So many of your films have nods and winks to other movies—I’m thinking about the family movie night scene with Stanley Tucci in Easy A. I love that conversation that happens between your own works, and between your films and other pictures. What movies were you in conversation with in Anyone But You?
Well, this one was more Shakespeare. It’s funny because even my favorite of all the Letterboxd reviews say, “Oh, there’re so many cringe scenes.” I say, “Well, which ones are cringe?” “Oh, the goofy part when the dad and the brother over-act loudly.” And then I just have to say, “That is directly from William Shakespeare.” All the cringe scenes in this movie are taken directly from William Shakespeare. The tropes that all the romantic comedies have now, he started it back in sixteen-whatever. That’s where they began. So, yes, you’ve seen it millions of times, but this was honoring the goofiness of that.
I also truly believe that, for some reason, when we watch movies, we expect the characters to be the smartest people in the world, [as if] it’s the first time they’ve ever been through this, the first time a guy’s ever liked a girl in the world and never does anything goofy and silly.
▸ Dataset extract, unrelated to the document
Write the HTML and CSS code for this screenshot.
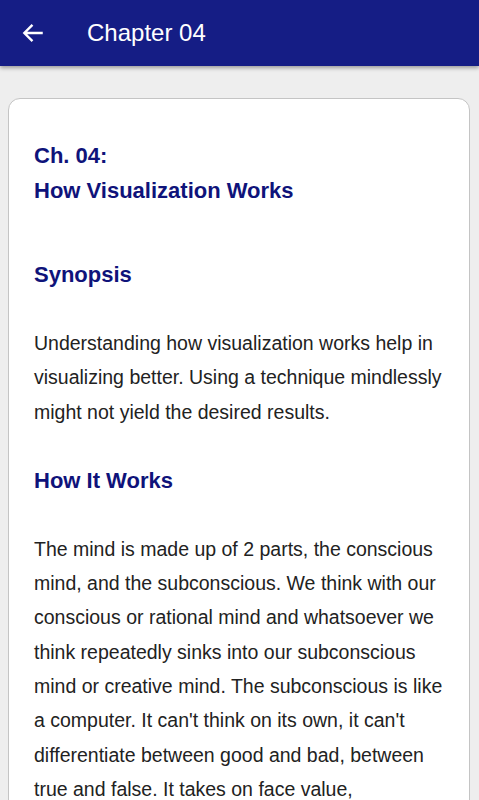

And yet in the real world, every interaction I have, you have, is “I just cannot believe you’ve done that. It’s so goofy, it’s so silly, I feel like such an idiot.” So I try to walk the line between what would really happen—and it was even more goofy in Shakespeare, it was even crazier in the original play. So my conversation is more with the play, I’d say.
Shakespeare is so silly. I’m thinking about A Midsummer Night’s Dream. When you’re in high school and the teacher is like, “Right, we’re doing Shakespeare,” and everybody moans because they feel like it’s something old. And then suddenly you’re doing the play within a play, “Myself the man i’ th’ moon do seem to be.” It’s so silly and fun.
Well, that’s why everyone likes Much Ado About Nothing and, as you said, the other one, A Midsummer [Night’s Dream], because it’s the two most fun plays. I read [Much Ado] many times during the editing, because we had to figure out stuff. But it’s just a romp. It’s a romp—although there’s a lot of crazy stuff in the original… Much Ado About Nothing, the original play, should be just “believe women.” Because if we believed women, the play would end within the third page. But no one believes a woman at all, so there’s a lot of problematic stuff in [Kenneth Branagh’s 1993] movie, too.